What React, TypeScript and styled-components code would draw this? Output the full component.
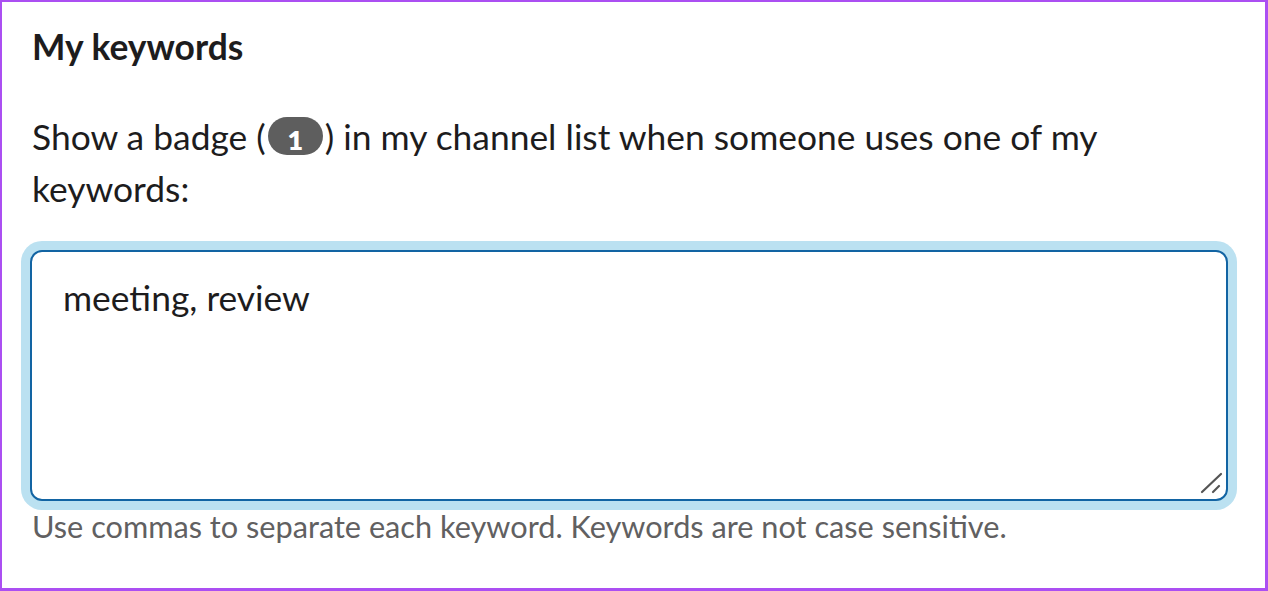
import React from "react"
import styled, { createGlobalStyle } from "styled-components"

const GlobalStyle = createGlobalStyle`
	html,
	body {
		margin: 0;
		padding: 0;
		background: #ffffff;
	}
	* {
		box-sizing: border-box;
	}
`

const Frame = styled.div`
	width: 1268px;
	height: 591px;
	border: 2px solid #ab4ff2;
	border-right-width: 3px;
	border-bottom-width: 3px;
	padding: 23px 35px 0 30px;
	font-family: Lato, "Noto Sans", sans-serif;
	color: #1d1c1d;
	background: #ffffff;
	overflow: hidden;
`

const Heading = styled.h2`
	margin: 0;
	font-size: 35.4px;
	line-height: 44px;
	font-weight: 700;
`

const Intro = styled.p`
	margin: 42px 0 0;
	font-size: 35.4px;
	line-height: 52px;
	font-weight: 400;
`

const Badge = styled.span`
	display: inline-block;
	width: 55px;
	height: 38px;
	margin: 0 2px;
	padding-top: 9px;
	border-radius: 19px;
	background: #5e5e5e;
	color: #ffffff;
	font-size: 27px;
	line-height: 27px;
	font-weight: 800;
	text-align: center;
	vertical-align: baseline;
`

const Field = styled.div`
	position: relative;
	margin: 35px 0 0 -2px;
	width: 1198px;
	height: 251px;
	border: 2px solid #1264a3;
	border-radius: 12px;
	box-shadow: 0 0 0 9px #bbe1f1;
	background: #ffffff;
`

const Input = styled.textarea`
	display: block;
	width: 100%;
	height: 100%;
	border: none;
	outline: none;
	resize: none;
	background: transparent;
	padding: 20px 31px;
	border-radius: 10px;
	font-family: Lato, "Noto Sans", sans-serif;
	font-size: 35.4px;
	line-height: 52px;
	color: #1d1c1d;
`

const Grip = styled.svg`
	position: absolute;
	right: 3px;
	bottom: 5px;
	width: 24px;
	height: 24px;
	pointer-events: none;
`

const Hint = styled.p`
	margin: 6px 0 0;
	font-size: 30.7px;
	line-height: 40px;
	color: #616061;
`

const App: React.FC = () => {
	return (
		<>
			<GlobalStyle />
			<Frame>
				<Heading>My keywords</Heading>
				<Intro>
					Show a badge (<Badge>1</Badge>) in my channel list when someone uses one of my keywords:
				</Intro>
				<Field>
					<Input defaultValue="meeting, review" spellCheck={false} />
					<Grip viewBox="0 0 24 24">
						<line x1="3" y1="22" x2="22" y2="4" stroke="#555555" strokeWidth="2.2" strokeLinecap="round" />
						<line x1="14" y1="22" x2="20" y2="16" stroke="#555555" strokeWidth="2.2" strokeLinecap="round" />
					</Grip>
				</Field>
				<Hint>Use commas to separate each keyword. Keywords are not case sensitive.</Hint>
			</Frame>
		</>
	)
}

export default App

________________________________________

Only a number is wanted: how many lines of the data above contain "React"?

Response to this task: 3